### AIM OF THE EXERCISE
Return each line of the listing that contains the string "styles".

### AVAILABLE DATA
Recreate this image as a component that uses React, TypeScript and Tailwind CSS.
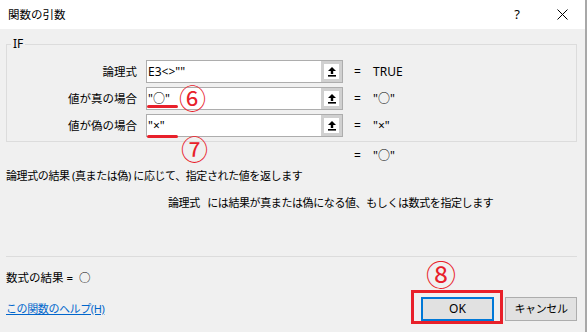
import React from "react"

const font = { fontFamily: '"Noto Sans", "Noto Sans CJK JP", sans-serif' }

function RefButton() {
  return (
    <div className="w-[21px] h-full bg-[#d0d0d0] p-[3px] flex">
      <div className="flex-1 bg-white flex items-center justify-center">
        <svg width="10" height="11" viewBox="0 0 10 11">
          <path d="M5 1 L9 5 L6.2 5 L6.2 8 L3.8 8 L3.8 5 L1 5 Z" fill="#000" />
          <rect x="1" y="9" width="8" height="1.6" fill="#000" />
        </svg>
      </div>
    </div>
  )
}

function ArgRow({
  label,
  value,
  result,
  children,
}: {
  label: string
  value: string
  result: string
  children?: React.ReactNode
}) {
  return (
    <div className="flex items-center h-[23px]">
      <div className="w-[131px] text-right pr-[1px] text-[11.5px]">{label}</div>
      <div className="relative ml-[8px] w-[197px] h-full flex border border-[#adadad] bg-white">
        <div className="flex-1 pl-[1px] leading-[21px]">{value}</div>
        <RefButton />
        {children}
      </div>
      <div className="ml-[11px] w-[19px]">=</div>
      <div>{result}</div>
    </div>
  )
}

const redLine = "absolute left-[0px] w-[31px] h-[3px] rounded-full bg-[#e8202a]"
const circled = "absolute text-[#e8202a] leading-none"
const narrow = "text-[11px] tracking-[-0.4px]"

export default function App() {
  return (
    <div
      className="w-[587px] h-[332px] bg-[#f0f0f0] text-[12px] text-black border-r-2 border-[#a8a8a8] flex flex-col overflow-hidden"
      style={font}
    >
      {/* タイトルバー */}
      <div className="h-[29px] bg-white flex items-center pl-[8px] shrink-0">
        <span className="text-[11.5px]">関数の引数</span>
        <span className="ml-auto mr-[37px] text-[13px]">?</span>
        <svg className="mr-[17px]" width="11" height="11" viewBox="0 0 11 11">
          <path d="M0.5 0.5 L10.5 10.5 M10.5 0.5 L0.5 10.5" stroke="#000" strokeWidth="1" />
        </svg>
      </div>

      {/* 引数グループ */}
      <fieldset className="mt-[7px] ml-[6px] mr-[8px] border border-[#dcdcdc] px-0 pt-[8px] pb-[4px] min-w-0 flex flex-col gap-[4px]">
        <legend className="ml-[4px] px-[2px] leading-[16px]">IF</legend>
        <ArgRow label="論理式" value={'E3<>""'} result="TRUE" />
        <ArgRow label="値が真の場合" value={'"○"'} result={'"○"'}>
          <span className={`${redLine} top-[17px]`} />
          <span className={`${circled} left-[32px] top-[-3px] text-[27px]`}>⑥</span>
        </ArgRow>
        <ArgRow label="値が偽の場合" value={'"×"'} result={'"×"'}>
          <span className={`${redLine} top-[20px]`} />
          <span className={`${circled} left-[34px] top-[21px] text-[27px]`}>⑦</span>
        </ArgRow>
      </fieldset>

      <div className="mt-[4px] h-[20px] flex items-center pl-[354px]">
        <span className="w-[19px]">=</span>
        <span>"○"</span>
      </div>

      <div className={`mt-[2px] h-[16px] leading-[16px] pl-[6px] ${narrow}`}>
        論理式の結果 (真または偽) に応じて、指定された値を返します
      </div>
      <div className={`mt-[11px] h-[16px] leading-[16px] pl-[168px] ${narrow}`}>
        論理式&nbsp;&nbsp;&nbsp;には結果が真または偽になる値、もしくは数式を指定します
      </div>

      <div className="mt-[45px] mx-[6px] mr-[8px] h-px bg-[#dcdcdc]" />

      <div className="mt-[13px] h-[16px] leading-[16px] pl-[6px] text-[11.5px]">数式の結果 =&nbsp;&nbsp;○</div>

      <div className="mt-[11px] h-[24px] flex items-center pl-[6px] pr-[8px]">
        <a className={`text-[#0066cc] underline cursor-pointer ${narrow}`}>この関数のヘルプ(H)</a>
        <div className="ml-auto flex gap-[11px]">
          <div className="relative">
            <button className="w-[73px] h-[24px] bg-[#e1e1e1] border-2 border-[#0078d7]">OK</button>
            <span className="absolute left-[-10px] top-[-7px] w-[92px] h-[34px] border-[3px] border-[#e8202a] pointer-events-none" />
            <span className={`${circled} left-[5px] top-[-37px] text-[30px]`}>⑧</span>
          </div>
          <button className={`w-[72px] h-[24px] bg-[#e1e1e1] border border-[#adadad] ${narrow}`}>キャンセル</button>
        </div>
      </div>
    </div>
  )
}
--
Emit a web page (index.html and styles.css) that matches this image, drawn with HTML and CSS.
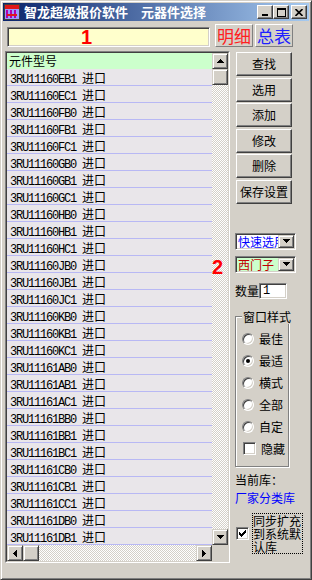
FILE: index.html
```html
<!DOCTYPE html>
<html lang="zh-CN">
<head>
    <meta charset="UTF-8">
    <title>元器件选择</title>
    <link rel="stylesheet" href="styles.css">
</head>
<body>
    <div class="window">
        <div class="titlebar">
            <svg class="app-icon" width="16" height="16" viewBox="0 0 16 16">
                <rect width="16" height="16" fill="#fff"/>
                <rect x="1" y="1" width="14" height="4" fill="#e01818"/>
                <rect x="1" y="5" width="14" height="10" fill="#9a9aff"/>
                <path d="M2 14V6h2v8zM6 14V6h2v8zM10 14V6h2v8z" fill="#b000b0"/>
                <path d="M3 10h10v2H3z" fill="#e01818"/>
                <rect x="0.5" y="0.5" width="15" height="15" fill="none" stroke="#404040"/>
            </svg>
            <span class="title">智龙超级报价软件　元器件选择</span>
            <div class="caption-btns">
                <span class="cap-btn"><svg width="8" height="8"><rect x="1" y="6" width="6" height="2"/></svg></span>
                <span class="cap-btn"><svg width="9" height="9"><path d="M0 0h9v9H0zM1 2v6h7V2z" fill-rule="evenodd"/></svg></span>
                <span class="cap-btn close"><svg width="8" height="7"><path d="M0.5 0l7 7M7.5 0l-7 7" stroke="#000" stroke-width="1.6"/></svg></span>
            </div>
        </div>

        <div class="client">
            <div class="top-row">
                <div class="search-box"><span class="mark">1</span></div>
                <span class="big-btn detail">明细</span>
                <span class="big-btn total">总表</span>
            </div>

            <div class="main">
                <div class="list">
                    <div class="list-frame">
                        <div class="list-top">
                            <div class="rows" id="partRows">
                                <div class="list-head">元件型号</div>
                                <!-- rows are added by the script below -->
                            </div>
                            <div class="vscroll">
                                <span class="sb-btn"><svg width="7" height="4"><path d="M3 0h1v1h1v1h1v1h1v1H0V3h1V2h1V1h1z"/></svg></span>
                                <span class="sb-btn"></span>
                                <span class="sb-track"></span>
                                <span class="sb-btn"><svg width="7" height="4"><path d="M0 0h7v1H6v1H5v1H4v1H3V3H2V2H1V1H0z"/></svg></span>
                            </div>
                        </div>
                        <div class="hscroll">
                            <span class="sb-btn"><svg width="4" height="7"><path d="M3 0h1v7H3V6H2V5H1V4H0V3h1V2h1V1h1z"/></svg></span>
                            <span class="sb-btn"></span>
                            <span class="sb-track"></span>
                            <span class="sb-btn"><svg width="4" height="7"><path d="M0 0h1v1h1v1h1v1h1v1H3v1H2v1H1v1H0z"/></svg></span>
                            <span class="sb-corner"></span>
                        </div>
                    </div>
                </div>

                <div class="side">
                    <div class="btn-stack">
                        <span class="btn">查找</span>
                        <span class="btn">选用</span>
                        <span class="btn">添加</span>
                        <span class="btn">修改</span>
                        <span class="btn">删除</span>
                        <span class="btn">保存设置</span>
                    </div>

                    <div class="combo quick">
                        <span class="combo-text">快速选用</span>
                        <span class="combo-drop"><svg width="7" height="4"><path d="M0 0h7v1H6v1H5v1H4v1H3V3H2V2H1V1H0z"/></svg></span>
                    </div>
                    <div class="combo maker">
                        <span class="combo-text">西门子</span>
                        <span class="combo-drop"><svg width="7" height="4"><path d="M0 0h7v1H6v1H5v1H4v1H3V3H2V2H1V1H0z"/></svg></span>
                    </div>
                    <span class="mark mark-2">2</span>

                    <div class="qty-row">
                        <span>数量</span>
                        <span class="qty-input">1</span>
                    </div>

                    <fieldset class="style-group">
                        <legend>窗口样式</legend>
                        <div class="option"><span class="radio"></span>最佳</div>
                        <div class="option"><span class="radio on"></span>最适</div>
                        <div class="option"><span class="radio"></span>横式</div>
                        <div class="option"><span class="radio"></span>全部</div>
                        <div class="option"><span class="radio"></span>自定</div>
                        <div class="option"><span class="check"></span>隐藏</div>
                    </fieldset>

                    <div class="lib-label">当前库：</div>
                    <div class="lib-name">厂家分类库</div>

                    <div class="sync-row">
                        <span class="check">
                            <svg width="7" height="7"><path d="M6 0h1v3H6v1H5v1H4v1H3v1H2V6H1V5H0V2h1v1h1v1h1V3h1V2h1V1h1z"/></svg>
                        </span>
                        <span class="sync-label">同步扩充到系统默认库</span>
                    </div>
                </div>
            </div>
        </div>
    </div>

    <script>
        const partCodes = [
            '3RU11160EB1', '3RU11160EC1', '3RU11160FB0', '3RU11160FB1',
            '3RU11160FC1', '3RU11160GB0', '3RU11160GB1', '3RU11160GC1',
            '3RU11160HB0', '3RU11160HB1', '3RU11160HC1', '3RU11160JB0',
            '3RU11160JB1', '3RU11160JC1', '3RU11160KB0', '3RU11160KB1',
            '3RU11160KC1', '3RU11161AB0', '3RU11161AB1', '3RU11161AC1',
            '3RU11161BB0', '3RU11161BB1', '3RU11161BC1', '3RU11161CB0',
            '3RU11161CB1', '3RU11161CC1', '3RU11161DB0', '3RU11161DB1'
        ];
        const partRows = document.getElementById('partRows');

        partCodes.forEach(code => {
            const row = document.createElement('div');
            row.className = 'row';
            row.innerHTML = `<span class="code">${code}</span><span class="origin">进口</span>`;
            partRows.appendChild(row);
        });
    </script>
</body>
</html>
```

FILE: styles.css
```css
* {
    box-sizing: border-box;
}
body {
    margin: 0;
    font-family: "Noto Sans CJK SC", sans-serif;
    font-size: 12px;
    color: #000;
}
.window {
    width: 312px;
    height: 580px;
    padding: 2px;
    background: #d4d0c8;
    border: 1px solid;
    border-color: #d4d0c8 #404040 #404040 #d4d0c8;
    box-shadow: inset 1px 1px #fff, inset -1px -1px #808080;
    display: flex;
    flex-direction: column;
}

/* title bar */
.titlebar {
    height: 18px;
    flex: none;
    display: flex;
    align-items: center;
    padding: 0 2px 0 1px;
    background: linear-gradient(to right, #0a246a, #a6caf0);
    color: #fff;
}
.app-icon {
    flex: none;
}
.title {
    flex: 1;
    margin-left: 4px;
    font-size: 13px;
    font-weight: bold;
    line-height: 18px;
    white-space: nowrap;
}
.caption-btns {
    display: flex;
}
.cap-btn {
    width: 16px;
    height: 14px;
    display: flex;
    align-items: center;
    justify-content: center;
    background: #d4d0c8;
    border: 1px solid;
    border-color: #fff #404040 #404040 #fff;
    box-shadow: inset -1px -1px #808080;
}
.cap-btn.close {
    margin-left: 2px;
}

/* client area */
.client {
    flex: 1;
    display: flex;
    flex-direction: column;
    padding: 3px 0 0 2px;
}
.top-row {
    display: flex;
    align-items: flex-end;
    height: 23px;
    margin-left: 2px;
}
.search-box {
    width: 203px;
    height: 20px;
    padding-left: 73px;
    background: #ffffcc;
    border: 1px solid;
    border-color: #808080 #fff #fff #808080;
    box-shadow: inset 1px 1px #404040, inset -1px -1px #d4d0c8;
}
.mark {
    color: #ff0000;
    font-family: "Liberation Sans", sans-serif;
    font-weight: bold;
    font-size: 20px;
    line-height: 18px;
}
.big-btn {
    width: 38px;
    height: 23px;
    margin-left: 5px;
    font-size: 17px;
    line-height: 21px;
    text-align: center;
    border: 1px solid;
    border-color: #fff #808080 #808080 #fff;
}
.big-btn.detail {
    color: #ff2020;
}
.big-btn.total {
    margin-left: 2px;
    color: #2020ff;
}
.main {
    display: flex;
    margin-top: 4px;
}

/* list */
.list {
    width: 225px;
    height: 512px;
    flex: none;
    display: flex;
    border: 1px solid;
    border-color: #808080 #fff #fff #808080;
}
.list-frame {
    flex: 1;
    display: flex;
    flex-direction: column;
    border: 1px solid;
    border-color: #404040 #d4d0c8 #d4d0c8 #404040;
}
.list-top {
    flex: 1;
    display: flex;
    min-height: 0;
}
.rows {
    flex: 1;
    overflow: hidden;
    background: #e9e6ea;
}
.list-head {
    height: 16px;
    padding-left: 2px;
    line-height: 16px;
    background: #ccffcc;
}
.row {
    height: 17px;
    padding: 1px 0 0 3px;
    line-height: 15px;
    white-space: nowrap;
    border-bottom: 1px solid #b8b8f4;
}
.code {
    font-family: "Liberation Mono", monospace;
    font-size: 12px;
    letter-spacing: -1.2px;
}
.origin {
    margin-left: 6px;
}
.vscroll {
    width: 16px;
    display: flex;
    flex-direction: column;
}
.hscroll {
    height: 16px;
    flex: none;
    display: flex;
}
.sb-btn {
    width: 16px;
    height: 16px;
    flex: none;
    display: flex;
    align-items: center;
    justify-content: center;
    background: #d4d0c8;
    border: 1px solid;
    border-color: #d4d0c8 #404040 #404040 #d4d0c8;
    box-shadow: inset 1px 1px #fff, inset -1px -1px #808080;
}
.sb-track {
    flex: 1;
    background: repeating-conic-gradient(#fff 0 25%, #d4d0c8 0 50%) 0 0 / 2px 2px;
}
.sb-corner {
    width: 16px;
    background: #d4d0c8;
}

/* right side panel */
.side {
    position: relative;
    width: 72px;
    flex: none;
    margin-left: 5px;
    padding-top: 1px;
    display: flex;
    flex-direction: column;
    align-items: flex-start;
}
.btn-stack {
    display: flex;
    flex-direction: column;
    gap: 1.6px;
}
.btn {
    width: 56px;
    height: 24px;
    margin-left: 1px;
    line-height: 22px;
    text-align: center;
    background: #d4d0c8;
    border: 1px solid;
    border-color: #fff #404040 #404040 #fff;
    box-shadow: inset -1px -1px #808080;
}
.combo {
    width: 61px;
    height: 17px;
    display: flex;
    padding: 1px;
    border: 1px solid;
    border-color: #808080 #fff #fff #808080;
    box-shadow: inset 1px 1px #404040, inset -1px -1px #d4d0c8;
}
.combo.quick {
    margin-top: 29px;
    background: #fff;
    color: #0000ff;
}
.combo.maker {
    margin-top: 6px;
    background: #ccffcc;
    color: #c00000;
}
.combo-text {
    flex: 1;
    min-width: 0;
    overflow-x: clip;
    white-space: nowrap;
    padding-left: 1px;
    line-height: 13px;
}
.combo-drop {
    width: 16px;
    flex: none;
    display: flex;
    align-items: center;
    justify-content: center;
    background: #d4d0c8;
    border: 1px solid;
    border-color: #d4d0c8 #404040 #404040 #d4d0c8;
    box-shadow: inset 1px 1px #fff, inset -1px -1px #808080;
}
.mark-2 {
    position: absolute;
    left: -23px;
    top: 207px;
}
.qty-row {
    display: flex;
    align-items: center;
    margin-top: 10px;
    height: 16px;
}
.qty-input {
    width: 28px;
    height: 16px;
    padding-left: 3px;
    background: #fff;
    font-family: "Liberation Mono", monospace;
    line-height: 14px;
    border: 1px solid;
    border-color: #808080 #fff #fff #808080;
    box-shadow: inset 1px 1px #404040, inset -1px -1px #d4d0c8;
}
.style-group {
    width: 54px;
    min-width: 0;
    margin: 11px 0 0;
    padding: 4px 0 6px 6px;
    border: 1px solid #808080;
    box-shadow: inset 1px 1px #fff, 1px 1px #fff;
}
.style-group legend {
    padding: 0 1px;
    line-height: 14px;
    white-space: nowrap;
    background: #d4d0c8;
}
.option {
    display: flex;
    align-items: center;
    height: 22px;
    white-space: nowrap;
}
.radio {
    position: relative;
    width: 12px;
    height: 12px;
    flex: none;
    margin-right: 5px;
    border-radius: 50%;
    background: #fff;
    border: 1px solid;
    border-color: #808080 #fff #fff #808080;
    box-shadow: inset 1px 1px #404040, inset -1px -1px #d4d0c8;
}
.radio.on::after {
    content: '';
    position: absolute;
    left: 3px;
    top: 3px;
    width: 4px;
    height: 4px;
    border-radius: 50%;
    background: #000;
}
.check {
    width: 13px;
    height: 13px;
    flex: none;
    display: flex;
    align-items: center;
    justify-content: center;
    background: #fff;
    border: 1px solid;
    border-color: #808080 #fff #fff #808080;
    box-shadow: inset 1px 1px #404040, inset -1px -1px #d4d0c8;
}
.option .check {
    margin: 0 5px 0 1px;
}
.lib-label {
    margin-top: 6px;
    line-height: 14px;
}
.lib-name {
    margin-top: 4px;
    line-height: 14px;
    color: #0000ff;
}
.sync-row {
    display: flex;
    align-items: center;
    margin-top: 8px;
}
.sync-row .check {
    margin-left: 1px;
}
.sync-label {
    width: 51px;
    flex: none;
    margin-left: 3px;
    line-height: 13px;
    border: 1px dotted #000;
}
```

### TASK SOLUTION
Emit a web page (index.html and styles.css) that matches this image, drawn with HTML and CSS.
    <link rel="stylesheet" href="styles.css">
FILE: styles.css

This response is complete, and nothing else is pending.